• What to do:
Quote every line below exactly as it reads.

[Start]

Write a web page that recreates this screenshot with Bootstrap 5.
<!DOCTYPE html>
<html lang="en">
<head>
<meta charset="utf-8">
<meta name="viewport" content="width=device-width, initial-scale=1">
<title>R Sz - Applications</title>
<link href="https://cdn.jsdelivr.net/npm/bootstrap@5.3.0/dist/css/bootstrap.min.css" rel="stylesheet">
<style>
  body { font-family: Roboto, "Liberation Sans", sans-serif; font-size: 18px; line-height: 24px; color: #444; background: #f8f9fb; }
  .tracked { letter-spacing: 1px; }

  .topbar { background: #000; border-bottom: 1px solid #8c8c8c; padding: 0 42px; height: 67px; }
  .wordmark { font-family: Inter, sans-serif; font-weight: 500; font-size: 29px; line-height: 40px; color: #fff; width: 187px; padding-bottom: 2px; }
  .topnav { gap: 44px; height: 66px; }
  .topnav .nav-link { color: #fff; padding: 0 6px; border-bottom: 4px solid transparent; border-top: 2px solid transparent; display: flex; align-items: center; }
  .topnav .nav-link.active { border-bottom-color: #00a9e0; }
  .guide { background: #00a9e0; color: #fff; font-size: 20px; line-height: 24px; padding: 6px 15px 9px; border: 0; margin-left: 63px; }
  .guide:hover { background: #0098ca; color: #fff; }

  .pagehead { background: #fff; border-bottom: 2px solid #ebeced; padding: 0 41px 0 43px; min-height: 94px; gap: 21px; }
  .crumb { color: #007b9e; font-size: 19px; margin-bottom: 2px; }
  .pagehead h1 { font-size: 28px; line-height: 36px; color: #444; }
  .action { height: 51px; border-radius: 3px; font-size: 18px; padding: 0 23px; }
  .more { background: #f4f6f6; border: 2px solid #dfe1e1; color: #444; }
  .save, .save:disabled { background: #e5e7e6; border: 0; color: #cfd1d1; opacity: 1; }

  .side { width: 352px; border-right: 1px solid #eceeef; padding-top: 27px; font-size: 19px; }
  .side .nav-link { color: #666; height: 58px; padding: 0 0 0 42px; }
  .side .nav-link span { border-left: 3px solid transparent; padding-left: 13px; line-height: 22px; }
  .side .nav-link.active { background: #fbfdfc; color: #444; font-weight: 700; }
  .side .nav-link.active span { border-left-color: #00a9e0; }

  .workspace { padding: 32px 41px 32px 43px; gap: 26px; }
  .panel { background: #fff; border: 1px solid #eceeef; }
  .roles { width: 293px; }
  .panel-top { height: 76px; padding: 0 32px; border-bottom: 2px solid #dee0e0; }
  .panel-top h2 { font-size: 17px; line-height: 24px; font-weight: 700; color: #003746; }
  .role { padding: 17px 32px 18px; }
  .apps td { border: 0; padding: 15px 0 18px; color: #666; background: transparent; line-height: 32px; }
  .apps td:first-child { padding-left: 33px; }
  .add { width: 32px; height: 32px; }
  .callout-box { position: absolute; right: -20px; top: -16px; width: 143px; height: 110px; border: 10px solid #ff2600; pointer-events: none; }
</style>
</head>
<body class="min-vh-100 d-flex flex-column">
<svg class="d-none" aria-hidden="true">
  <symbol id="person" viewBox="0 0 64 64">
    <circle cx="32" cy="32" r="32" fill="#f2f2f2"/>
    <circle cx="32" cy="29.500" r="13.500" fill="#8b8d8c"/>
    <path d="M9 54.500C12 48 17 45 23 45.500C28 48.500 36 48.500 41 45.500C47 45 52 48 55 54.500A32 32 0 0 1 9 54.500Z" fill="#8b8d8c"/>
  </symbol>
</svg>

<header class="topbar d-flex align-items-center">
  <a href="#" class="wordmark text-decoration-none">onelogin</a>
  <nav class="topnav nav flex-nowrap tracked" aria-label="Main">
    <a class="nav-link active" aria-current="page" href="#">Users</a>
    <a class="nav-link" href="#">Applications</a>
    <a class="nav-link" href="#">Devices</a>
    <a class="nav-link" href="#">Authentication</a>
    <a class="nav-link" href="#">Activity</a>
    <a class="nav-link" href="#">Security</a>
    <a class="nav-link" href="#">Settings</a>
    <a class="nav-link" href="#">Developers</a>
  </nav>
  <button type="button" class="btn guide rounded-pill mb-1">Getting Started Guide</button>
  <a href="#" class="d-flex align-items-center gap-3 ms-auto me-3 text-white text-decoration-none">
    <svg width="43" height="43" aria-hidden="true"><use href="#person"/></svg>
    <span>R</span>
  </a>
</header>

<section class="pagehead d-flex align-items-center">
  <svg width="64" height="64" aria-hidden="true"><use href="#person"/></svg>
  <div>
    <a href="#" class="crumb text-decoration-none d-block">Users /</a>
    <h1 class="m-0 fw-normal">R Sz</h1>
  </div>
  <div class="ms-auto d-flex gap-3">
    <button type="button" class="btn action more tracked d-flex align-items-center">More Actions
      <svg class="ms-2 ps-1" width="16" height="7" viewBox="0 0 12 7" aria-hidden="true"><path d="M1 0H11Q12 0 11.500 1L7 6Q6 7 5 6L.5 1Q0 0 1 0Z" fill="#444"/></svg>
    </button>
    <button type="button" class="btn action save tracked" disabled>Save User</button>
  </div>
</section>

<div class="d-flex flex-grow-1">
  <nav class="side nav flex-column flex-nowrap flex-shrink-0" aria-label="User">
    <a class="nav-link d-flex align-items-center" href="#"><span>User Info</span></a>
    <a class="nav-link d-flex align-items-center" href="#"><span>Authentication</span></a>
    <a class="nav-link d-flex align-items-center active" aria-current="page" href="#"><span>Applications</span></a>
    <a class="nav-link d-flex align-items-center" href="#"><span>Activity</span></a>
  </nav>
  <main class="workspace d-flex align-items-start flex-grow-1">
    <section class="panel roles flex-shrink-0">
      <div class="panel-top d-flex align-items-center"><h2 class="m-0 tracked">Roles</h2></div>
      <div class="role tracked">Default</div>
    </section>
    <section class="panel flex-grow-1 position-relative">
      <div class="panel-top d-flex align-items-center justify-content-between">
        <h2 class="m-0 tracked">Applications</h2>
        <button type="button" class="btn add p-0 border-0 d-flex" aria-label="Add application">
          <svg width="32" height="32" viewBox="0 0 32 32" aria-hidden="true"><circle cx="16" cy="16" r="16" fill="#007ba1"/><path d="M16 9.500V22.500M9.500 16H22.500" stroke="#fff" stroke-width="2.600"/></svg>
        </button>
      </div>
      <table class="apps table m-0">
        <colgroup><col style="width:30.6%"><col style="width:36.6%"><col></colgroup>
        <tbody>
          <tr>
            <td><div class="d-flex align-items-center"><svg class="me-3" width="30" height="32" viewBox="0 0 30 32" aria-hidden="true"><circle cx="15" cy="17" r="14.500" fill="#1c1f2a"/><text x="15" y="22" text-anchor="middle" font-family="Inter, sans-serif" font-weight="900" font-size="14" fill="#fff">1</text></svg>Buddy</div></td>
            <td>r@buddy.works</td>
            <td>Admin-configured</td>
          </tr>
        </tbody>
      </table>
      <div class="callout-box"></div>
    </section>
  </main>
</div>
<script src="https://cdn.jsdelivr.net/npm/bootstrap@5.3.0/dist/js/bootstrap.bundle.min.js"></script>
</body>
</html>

[End]

• Output below:
Write a web page that recreates this screenshot with Bootstrap 5.
<!DOCTYPE html>
<html lang="en">
<head>
<meta charset="utf-8">
<meta name="viewport" content="width=device-width, initial-scale=1">
<title>R Sz - Applications</title>
<link href="https://cdn.jsdelivr.net/npm/bootstrap@5.3.0/dist/css/bootstrap.min.css" rel="stylesheet">
<style>
  body { font-family: Roboto, "Liberation Sans", sans-serif; font-size: 18px; line-height: 24px; color: #444; background: #f8f9fb; }
  .tracked { letter-spacing: 1px; }

  .topbar { background: #000; border-bottom: 1px solid #8c8c8c; padding: 0 42px; height: 67px; }
  .wordmark { font-family: Inter, sans-serif; font-weight: 500; font-size: 29px; line-height: 40px; color: #fff; width: 187px; padding-bottom: 2px; }
  .topnav { gap: 44px; height: 66px; }
  .topnav .nav-link { color: #fff; padding: 0 6px; border-bottom: 4px solid transparent; border-top: 2px solid transparent; display: flex; align-items: center; }
  .topnav .nav-link.active { border-bottom-color: #00a9e0; }
  .guide { background: #00a9e0; color: #fff; font-size: 20px; line-height: 24px; padding: 6px 15px 9px; border: 0; margin-left: 63px; }
  .guide:hover { background: #0098ca; color: #fff; }

  .pagehead { background: #fff; border-bottom: 2px solid #ebeced; padding: 0 41px 0 43px; min-height: 94px; gap: 21px; }
  .crumb { color: #007b9e; font-size: 19px; margin-bottom: 2px; }
  .pagehead h1 { font-size: 28px; line-height: 36px; color: #444; }
  .action { height: 51px; border-radius: 3px; font-size: 18px; padding: 0 23px; }
  .more { background: #f4f6f6; border: 2px solid #dfe1e1; color: #444; }
  .save, .save:disabled { background: #e5e7e6; border: 0; color: #cfd1d1; opacity: 1; }

  .side { width: 352px; border-right: 1px solid #eceeef; padding-top: 27px; font-size: 19px; }
  .side .nav-link { color: #666; height: 58px; padding: 0 0 0 42px; }
  .side .nav-link span { border-left: 3px solid transparent; padding-left: 13px; line-height: 22px; }
  .side .nav-link.active { background: #fbfdfc; color: #444; font-weight: 700; }
  .side .nav-link.active span { border-left-color: #00a9e0; }

  .workspace { padding: 32px 41px 32px 43px; gap: 26px; }
  .panel { background: #fff; border: 1px solid #eceeef; }
  .roles { width: 293px; }
  .panel-top { height: 76px; padding: 0 32px; border-bottom: 2px solid #dee0e0; }
  .panel-top h2 { font-size: 17px; line-height: 24px; font-weight: 700; color: #003746; }
  .role { padding: 17px 32px 18px; }
  .apps td { border: 0; padding: 15px 0 18px; color: #666; background: transparent; line-height: 32px; }
  .apps td:first-child { padding-left: 33px; }
  .add { width: 32px; height: 32px; }
  .callout-box { position: absolute; right: -20px; top: -16px; width: 143px; height: 110px; border: 10px solid #ff2600; pointer-events: none; }
</style>
</head>
<body class="min-vh-100 d-flex flex-column">
<svg class="d-none" aria-hidden="true">
  <symbol id="person" viewBox="0 0 64 64">
    <circle cx="32" cy="32" r="32" fill="#f2f2f2"/>
    <circle cx="32" cy="29.500" r="13.500" fill="#8b8d8c"/>
    <path d="M9 54.500C12 48 17 45 23 45.500C28 48.500 36 48.500 41 45.500C47 45 52 48 55 54.500A32 32 0 0 1 9 54.500Z" fill="#8b8d8c"/>
  </symbol>
</svg>

<header class="topbar d-flex align-items-center">
  <a href="#" class="wordmark text-decoration-none">onelogin</a>
  <nav class="topnav nav flex-nowrap tracked" aria-label="Main">
    <a class="nav-link active" aria-current="page" href="#">Users</a>
    <a class="nav-link" href="#">Applications</a>
    <a class="nav-link" href="#">Devices</a>
    <a class="nav-link" href="#">Authentication</a>
    <a class="nav-link" href="#">Activity</a>
    <a class="nav-link" href="#">Security</a>
    <a class="nav-link" href="#">Settings</a>
    <a class="nav-link" href="#">Developers</a>
  </nav>
  <button type="button" class="btn guide rounded-pill mb-1">Getting Started Guide</button>
  <a href="#" class="d-flex align-items-center gap-3 ms-auto me-3 text-white text-decoration-none">
    <svg width="43" height="43" aria-hidden="true"><use href="#person"/></svg>
    <span>R</span>
  </a>
</header>

<section class="pagehead d-flex align-items-center">
  <svg width="64" height="64" aria-hidden="true"><use href="#person"/></svg>
  <div>
    <a href="#" class="crumb text-decoration-none d-block">Users /</a>
    <h1 class="m-0 fw-normal">R Sz</h1>
  </div>
  <div class="ms-auto d-flex gap-3">
    <button type="button" class="btn action more tracked d-flex align-items-center">More Actions
      <svg class="ms-2 ps-1" width="16" height="7" viewBox="0 0 12 7" aria-hidden="true"><path d="M1 0H11Q12 0 11.500 1L7 6Q6 7 5 6L.5 1Q0 0 1 0Z" fill="#444"/></svg>
    </button>
    <button type="button" class="btn action save tracked" disabled>Save User</button>
  </div>
</section>

<div class="d-flex flex-grow-1">
  <nav class="side nav flex-column flex-nowrap flex-shrink-0" aria-label="User">
    <a class="nav-link d-flex align-items-center" href="#"><span>User Info</span></a>
    <a class="nav-link d-flex align-items-center" href="#"><span>Authentication</span></a>
    <a class="nav-link d-flex align-items-center active" aria-current="page" href="#"><span>Applications</span></a>
    <a class="nav-link d-flex align-items-center" href="#"><span>Activity</span></a>
  </nav>
  <main class="workspace d-flex align-items-start flex-grow-1">
    <section class="panel roles flex-shrink-0">
      <div class="panel-top d-flex align-items-center"><h2 class="m-0 tracked">Roles</h2></div>
      <div class="role tracked">Default</div>
    </section>
    <section class="panel flex-grow-1 position-relative">
      <div class="panel-top d-flex align-items-center justify-content-between">
        <h2 class="m-0 tracked">Applications</h2>
        <button type="button" class="btn add p-0 border-0 d-flex" aria-label="Add application">
          <svg width="32" height="32" viewBox="0 0 32 32" aria-hidden="true"><circle cx="16" cy="16" r="16" fill="#007ba1"/><path d="M16 9.500V22.500M9.500 16H22.500" stroke="#fff" stroke-width="2.600"/></svg>
        </button>
      </div>
      <table class="apps table m-0">
        <colgroup><col style="width:30.6%"><col style="width:36.6%"><col></colgroup>
        <tbody>
          <tr>
            <td><div class="d-flex align-items-center"><svg class="me-3" width="30" height="32" viewBox="0 0 30 32" aria-hidden="true"><circle cx="15" cy="17" r="14.500" fill="#1c1f2a"/><text x="15" y="22" text-anchor="middle" font-family="Inter, sans-serif" font-weight="900" font-size="14" fill="#fff">1</text></svg>Buddy</div></td>
            <td>r@buddy.works</td>
            <td>Admin-configured</td>
          </tr>
        </tbody>
      </table>
      <div class="callout-box"></div>
    </section>
  </main>
</div>
<script src="https://cdn.jsdelivr.net/npm/bootstrap@5.3.0/dist/js/bootstrap.bundle.min.js"></script>
</body>
</html>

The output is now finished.